We’ve built a predictive model to identify suspicious users on the CrowdFlower platform that improves based on feedback about whether its predictions are correct. We initially pulled a list of users that we thought appeared to be exhibiting “good” and “bad” behavior and used a portion of the data to train random forests and then evaluated their performance on the remaining data. This worked moderately well but we found that noise in the “good” and “bad” labels for our data was causing the resulting predictions to be less accurate. We realized that we needed better labels, so we decided to use specialized members of the crowd to help us collect them. After obtaining several thousand new labels, we were able to build a random forest that performed significantly better within a day of work.
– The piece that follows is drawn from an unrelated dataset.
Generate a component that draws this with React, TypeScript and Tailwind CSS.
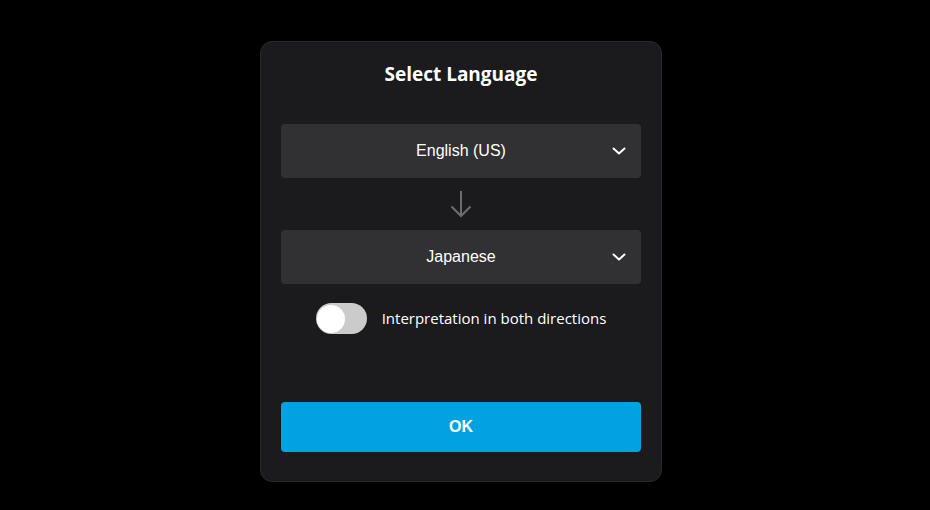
import { useState } from "react"

function Chevron() {
    return (
        <svg width="14" height="8" viewBox="0 0 14 8" fill="none" className="absolute right-[15px] top-1/2 -translate-y-1/2">
            <path d="M1.5 1.5 L7 6.5 L12.5 1.5" stroke="white" strokeWidth="2" strokeLinecap="round" strokeLinejoin="round" />
        </svg>
    )
}

function LanguageSelect({ value }: { value: string }) {
    return (
        <div className="relative flex h-[54px] w-full items-center justify-center rounded-[4px] bg-[#313134] text-[16px] text-white font-['Liberation_Sans',Arial,sans-serif]">
            <span>{value}</span>
            <Chevron />
        </div>
    )
}

export default function App() {
    const [both, setBoth] = useState(false)

    return (
        <div className="flex h-[510px] w-full items-start justify-center bg-black pt-[41px]">
            <div className="mr-[8px] flex h-[441px] w-[402px] flex-col items-stretch rounded-[12px] border border-[#2a2a2d] bg-[#1b1b1d] px-[20px]">
                <h1 className="mt-[18px] text-center text-[19px] font-bold leading-[28px] text-white font-['Open_Sans',sans-serif]">
                    Select Language
                </h1>

                <div className="mt-[36px]">
                    <LanguageSelect value="English (US)" />
                </div>

                <div className="flex h-[52px] items-center justify-center">
                    <svg width="22" height="28" viewBox="0 0 22 28" fill="none">
                        <path d="M11 1 V26 M1.5 16.5 L11 26 L20.5 16.5" stroke="#6d6d70" strokeWidth="2" />
                    </svg>
                </div>

                <LanguageSelect value="Japanese" />

                <div className="mt-[19px] flex items-center justify-center gap-[15px]">
                    <button
                        onClick={() => setBoth(!both)}
                        className={`relative h-[31px] w-[51px] rounded-full ${both ? "bg-[#00a2e0]" : "bg-[#cbcbcb]"}`}
                    >
                        <span
                            className={`absolute top-[1.5px] h-[28px] w-[28px] rounded-full bg-white ${both ? "left-[21.5px]" : "left-[1.5px]"}`}
                        />
                    </button>
                    <span className="text-[15px] text-white font-['Open_Sans',sans-serif]">
                        Interpretation in both directions
                    </span>
                </div>

                <button className="mt-[68px] h-[50px] w-full rounded-[4px] bg-[#00a2e0] text-[16px] font-bold text-white font-['Liberation_Sans',Arial,sans-serif]">
                    OK
                </button>
            </div>
        </div>
    )
}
In order to track the accuracy of our model over time, we select a sample of the model’s predictions each day and ask CrowdFlower contributors to review the chosen accounts to determine whether they are actually suspicious. Each prediction is a unit in the CrowdFlower system, which we create automatically using an HTTP request to the API. Since our job has auto order turned on, the units are automatically distributed to people in a few minutes and a short time later we receive our results at our webhook URL. In other words, we are able to automatically verify whether our predictions are getting better or worse over time by evaluating them nearly immediately using human expertise. This made it easy to get our predictive model built and tested quickly even though we initially had very little training data and no clear process for gathering more or evaluating which of our training data is reliable. It also allows us to compare multiple models on new data to see which generalizes more effectively.
A Ballooning Issue
Data scientists spend the majority of their time manipulating and cleaning data. With a shortage of data scientists and the amount of information growing exponentially, we must find better ways to gather, supplement, clean, and verify the data that serves as a foundation for product strategies, predictive models, and entire businesses. Big data leads us to new insights, but we need to approach it with healthy skepticism so we understand its limits before we accidentally overstep them.